My own opinion is it is quite common for people to think they have come to Jesus when they never have. By that I mean they tried to come to Jesus and remain where they were. So they talk and sing and pratter about coming to Jesus but they only mean in some tranced-out, pretend religious sense. They come to Jesus and still maintain the planning and running of their daily lives and choices.
What usually happens is, eventually, they will come to the mistaken conclusion that Christianity didn’t work for them or they’ll be mad at God for not catering to them. All the while the truth of the matter is they never actually came to Jesus in the first place. They only came to Jesus in their imaginations - kind of like writing a letter to Santa.
John talked about this kind of “belief” in Jesus in John 2:23- 25 - “Now when he was in Jerusalem at the Passover Feast, many believed in his name when they saw the signs that he was doing. [24] But Jesus on his part did not entrust himself to them, because he knew all people [25] and needed no one to bear witness about man, for he himself knew what was in man.”
I think Jesus deliberately chose this image of one substance entering another. This is what believing in Jesus entails. No thirst was even quenched by the spreading of water over the outside of the parched individual. Drinking is internalizing. It’s taking it in. It’s absorbing and soaking up.
Was Jesus confronting our tendency to talk more than do? Was He calling all of us to make sure our believing in Him wasn’t just for show or impression? Was He reminding us how quickly we can deal with just the outsides of spiritual life while our hearts are ruled by other agendas?
At the very least Jesus surely reminds us believing in Him isn’t merely a mental process. His life dominates only from the inside out. His presence and grace is proven in the doing of His will - John 7:17 - “If anyone’s will is to do God’s will, he will know whether the teaching is from God or whether I am speaking on my own authority.”
That’s what Jesus meant by an inside-out belief in Himself.
John 7:38-39 - “Whoever believes in me, as the Scripture has said, ‘Out of his heart will flow rivers of living water.’” [39] Now this he said about the Spirit, whom those who believed in him were to receive, for as yet the Spirit had not been given, because Jesus was not yet glorified.”
Now we come to the nub of life in Christ. Jesus has a promise for His followers. There was a new day coming.

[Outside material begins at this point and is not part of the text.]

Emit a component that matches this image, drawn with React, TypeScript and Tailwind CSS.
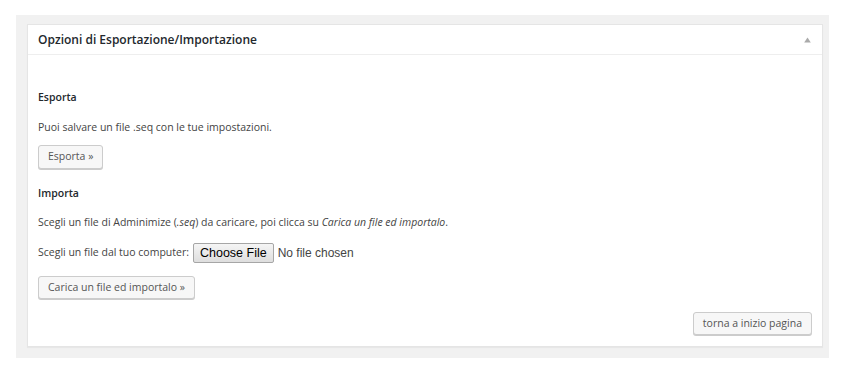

It would follow His death, resurrection and ascension. That this was essential in the mind of Jesus is born out by His repeated emphasis on the Spirit’s coming:
John 14:16-17 - “And I will ask the Father, and he will give you another Helper, to be with you forever, [17] even the Spirit of truth, whom the world cannot receive, because it neither sees him nor knows him. You know him, for he dwells with you and will be in you.”
Now, says Jesus, He is with you. Then He will be in you. Or, in the language of John 7:38b-39 - "....Out of his heart will flow rivers of living water.’” [39] Now this he said about the Spirit, whom those who believed in him were to receive, for as yet the Spirit had not been given, because Jesus was not yet glorified.”
See also John 16:5-7 - “But now I am going to him who sent me, and none of you asks me, ‘Where are you going?’ [6] But because I have said these things to you, sorrow has filled your heart. [7] Nevertheless, I tell you the truth: it is to your advantage that I go away, for if I do not go away, the Helper will not come to you. But if I go, I will send him to you."
This ties in with John 7:39b - “....as yet the Spirit had not been given, because Jesus was not yet glorified.” The coming of the Holy Spirit is tied to the going of Jesus. That’s because Jesus is the One, according to Peter, who sends the Holy Spirit - Acts 2:32-33 - “This Jesus God raised up, and of that we all are witnesses. [33] Being therefore exalted at the right hand of God, and having received from the Father the promise of the Holy Spirit, he (Jesus) has poured out this that you yourselves are seeing and hearing.”
John 7:40-52 - “When they heard these words, some of the people said, “This really is the Prophet.” [41] Others said, “This is the Christ.” But some said, “Is the Christ to come from Galilee? [42] Has not the Scripture said that the Christ comes from the offspring of David, and comes from Bethlehem, the village where David was?” [43] So there was a division among the people over him. [44] Some of them wanted to arrest him, but no one laid hands on him. [45] The officers then came to the chief priests and Pharisees, who said to them, “Why did you not bring him?” [46] The officers answered, “No one ever spoke like this man!” [47] The Pharisees answered them, “Have you also been deceived? [48] Have any of the authorities or the Pharisees believed in him? [49] But this crowd that does not know the law is accursed.” [50] Nicodemus, who had gone to him before, and who was one of them, said to them, [51] “Does our law judge a man without first giving him a hearing and learning what he does?” [52] They replied, “Are you from Galilee too? Search and see that no prophet arises from Galilee.”
What mixed bag of response! People who believed lightly - applauding His words and wonders. People who were mistaken and uninformed about the basic facts about Jesus, thinking He was actually born in Galilee rather than in Bethlehem as the Scriptures clearly state (Matthew 2:1), and people who just wanted Jesus dead and off the scene so He could no longer interfere with their own lives and work. And there was even one man, Nicodemus, who seems in process of enlightenment, trying his best to stick up for Jesus without sticking our his own neck.
Then as now Jesus forces response. Sides are drawn up. People begin to declare something of their own inner condition and light. The officers were right - “No one ever spoke like this man”(46). There never has been another like Jesus.